Ga naar de inhoud

Blote buik in de klas

Update:
kledingvoorschriften


Op Nederlandse scholen bestonden in de jaren 70 geen kledingvoorschriften. In principe mochten leerlingen zelf bepalen wat ze op school droegen. Uniformen, zoals op Britse scholen gebruikelijk, waren uit den boze, evenals gescheiden jongens- en meisjesscholen. Je kleedde je je zoals je wilde, en er kon veel. Maar dat leidde wel tot experimenten die een doorn in het oog waren van sommige leraren.

Eerste schooldag, in de nazomer van 1971. De brugklas van de Scholengemeenschap Wolfert van Borselen huisde tijdelijk in een dependance aan de Rotterdamse ‘s Gravendijkwal, een paar honderd meter van het imposante hoofdgebouw met de letters Hogere Burgerschool.

Ik was net 12, had geen idee wat me te wachten stond. Op de lagere school droegen we ‘s zomers nog korte broeken en speelden we in de pauze voetbal op het schoolplein, soms met een bal, soms met een kleine kei. Nu zat ik ineens in een heel andere klas, zeker 30 jongens en meisjes, uit andere wijken, met name Rotterdam West. Ik kende niemand – mijn schoolvriendjes hadden voor het Libanon Lyceum in Kralingen gekozen.

Korte broek en sandalen

Nerveus speurde ik rond. Ik was de enige met een korte broek en sandalen.
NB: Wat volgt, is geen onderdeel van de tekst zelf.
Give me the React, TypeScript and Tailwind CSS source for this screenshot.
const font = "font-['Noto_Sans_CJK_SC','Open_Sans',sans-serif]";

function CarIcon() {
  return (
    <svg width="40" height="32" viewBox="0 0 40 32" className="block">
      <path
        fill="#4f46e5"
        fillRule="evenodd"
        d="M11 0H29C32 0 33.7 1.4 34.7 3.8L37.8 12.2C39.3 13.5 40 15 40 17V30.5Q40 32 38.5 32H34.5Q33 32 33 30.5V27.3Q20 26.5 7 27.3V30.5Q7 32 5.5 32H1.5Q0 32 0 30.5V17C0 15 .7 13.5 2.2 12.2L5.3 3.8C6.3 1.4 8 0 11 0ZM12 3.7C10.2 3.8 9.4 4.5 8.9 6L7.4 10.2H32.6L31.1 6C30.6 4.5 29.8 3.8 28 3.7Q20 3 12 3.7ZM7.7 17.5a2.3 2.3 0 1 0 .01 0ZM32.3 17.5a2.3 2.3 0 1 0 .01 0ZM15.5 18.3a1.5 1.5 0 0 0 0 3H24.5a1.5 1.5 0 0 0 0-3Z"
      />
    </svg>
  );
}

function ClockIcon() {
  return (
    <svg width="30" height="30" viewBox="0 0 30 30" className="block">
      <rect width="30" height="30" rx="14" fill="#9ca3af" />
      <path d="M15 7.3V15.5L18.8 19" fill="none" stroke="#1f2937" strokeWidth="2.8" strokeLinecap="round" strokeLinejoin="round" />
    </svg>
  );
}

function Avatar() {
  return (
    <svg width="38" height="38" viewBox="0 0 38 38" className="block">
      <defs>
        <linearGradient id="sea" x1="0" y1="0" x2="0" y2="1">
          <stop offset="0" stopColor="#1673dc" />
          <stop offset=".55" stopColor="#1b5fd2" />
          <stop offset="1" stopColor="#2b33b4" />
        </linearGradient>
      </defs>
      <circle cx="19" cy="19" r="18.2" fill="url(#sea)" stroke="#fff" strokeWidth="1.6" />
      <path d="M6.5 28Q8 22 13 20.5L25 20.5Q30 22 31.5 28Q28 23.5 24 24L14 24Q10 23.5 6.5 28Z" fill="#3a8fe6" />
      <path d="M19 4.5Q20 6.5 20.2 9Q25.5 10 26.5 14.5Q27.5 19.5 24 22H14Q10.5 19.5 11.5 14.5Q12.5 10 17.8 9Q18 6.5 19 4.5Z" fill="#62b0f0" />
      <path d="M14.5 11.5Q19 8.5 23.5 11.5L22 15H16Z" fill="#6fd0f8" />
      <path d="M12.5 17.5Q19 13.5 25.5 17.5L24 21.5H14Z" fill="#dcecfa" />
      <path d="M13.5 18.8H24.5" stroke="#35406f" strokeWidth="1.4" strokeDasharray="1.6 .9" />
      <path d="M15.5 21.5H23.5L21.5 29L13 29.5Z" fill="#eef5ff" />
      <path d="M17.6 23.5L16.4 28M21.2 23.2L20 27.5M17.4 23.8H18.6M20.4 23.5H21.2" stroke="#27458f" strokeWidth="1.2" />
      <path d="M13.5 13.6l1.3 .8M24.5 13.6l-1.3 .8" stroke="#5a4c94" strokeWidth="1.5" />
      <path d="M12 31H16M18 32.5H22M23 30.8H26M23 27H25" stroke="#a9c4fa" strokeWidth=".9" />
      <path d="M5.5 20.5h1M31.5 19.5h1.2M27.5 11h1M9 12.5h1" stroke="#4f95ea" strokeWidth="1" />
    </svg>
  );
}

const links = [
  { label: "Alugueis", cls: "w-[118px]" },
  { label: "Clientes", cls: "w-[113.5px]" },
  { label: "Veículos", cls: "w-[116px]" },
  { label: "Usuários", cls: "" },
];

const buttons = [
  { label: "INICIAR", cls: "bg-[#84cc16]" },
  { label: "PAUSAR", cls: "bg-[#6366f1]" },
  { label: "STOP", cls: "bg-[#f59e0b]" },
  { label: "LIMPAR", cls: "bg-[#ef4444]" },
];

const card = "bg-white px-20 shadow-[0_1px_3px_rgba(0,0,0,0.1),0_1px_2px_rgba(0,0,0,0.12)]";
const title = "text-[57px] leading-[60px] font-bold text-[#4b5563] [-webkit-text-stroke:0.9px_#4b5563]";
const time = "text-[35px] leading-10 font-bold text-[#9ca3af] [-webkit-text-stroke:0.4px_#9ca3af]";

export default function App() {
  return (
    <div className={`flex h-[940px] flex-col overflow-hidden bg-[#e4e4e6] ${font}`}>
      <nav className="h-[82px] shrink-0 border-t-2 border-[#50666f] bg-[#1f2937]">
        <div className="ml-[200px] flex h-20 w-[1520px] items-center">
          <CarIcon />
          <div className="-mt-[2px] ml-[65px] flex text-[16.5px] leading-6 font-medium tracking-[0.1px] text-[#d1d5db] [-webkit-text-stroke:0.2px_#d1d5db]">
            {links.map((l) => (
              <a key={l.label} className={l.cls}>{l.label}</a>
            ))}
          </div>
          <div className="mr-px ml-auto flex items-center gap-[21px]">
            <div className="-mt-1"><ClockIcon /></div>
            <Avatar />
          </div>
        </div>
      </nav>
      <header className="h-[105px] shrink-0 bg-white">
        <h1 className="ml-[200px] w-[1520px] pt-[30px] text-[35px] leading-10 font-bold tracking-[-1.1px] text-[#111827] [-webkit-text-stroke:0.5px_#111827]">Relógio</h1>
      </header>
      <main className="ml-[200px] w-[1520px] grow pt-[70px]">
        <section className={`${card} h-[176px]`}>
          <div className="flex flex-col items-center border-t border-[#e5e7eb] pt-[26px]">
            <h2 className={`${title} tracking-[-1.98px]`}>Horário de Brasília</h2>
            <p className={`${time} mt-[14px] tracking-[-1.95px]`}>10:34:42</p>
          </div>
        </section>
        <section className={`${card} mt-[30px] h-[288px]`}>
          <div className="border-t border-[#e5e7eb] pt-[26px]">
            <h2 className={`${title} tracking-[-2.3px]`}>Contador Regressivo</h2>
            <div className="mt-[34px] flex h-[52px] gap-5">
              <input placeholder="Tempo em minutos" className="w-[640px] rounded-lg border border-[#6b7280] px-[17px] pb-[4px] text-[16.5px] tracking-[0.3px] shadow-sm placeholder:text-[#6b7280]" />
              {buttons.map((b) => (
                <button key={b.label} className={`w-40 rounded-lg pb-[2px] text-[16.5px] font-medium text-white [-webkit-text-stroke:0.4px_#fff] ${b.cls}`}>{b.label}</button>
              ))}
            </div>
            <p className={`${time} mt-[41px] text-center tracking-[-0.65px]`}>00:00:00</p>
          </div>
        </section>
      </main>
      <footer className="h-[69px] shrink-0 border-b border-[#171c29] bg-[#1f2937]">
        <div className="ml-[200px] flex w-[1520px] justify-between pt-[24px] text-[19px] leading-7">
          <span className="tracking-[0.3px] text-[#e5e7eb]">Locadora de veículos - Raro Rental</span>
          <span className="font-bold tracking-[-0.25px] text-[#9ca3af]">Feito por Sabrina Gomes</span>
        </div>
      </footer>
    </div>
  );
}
De paar hippe jongens droegen een spijkerbroek (Levi’s, Wrangler, Lee en Lois waren de gewilde merken, in die volgorde) of een kleurrijke pantalon met wijde pijpen, die hoorden bij hen die van soulmuziek hielden. Er waren ook veel gewone jochies zoals ik, maar ook die droegen vandaag allemaal een lange broek.
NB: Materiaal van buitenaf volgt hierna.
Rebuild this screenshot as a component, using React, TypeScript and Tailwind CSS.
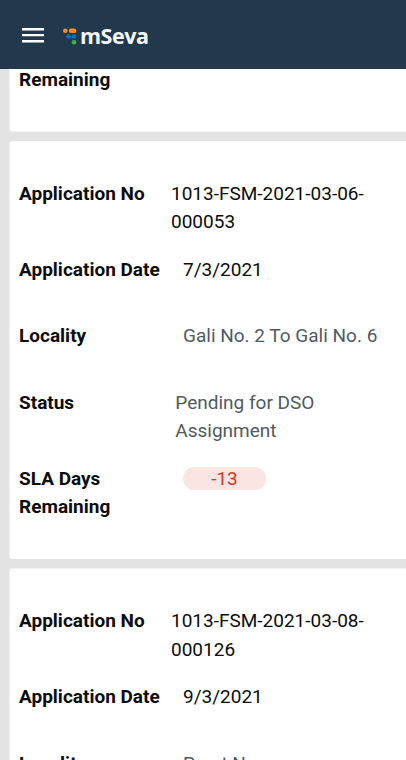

En dan de meisjes, die zagen er beangstigend aantrekkelijk uit. Ze waren zich duidelijk bewust van hun nieuwe lichamelijke macht. Sommigen droegen korte rokjes, anderen strakke truitjes. Ik zat achter in de klas, hopend dat niemand me zou zien met mijn korte broek en sandalen. Stilletjes vervloekte ik mijn moeder die me deze kleren vanochtend na een bord Brinta had laten aantrekken. Had ze dan geen enkel idee van hoe een 12-jarige Rotterdammer zich hoort te kleden?

Eerste dag

Van de lessen die dag kan ik me niets herinneren, behalve dat ik onder de indruk was van het oude gebouw met zijn langwerpige ramen, die gul het ochtendlicht doorlieten. Ik vond het zowel spannend als overweldigend. Minstens 6 jaar lagen voor me, die zich op en rond de ‘s Gravendijkwal zouden afspelen. Nieuwe omgeving, nieuwe vrienden, en wie weet, vriendinnetjes.

Een ding kan ik me nog goed herinneren van die eerste dag. Tijdens de wiskundeklas riep de onderwijzer, een knorrige man met gele tabaksvingers, 2 meisjes voor het bord. Die moeten sommen doen, dacht ik. Maar waarom vraagt hij ze allebei tegelijk? Het waren leuke meisjes. Ze leken een beetje op elkaar, ook al was er een blond en had de ander donker haar. Maar ze droegen allebei een strak truitje dat een paar centimeter bloot middenrif liet zien.

De leraar leunde achterover en richtte zijn aanwijsstok op de buik van het blonde meisje, nog bruin van de zomerzon. Dat kan hier niet, zei hij. De meisjes keken hem aan, eerste verbaasd, toen licht vijandig. Wat kan niet, vroeg de donkerharige brutaal. Dát, zei hij, weer wijzend op de buiken. En hij stuurde ze naar huis, met de opdracht zich te verkleden. Daarna keek hij ons indringend aan, zonder een woord te zeggen. De boodschap was duidelijk.

Toen ik ‘s middags thuis kwam, vertelde ik mijn moeder dat ik geen korte broek en sandalen meer wilde dragen. Over de 2 meisjes en hun ontblote middenrif hield ik mijn mond.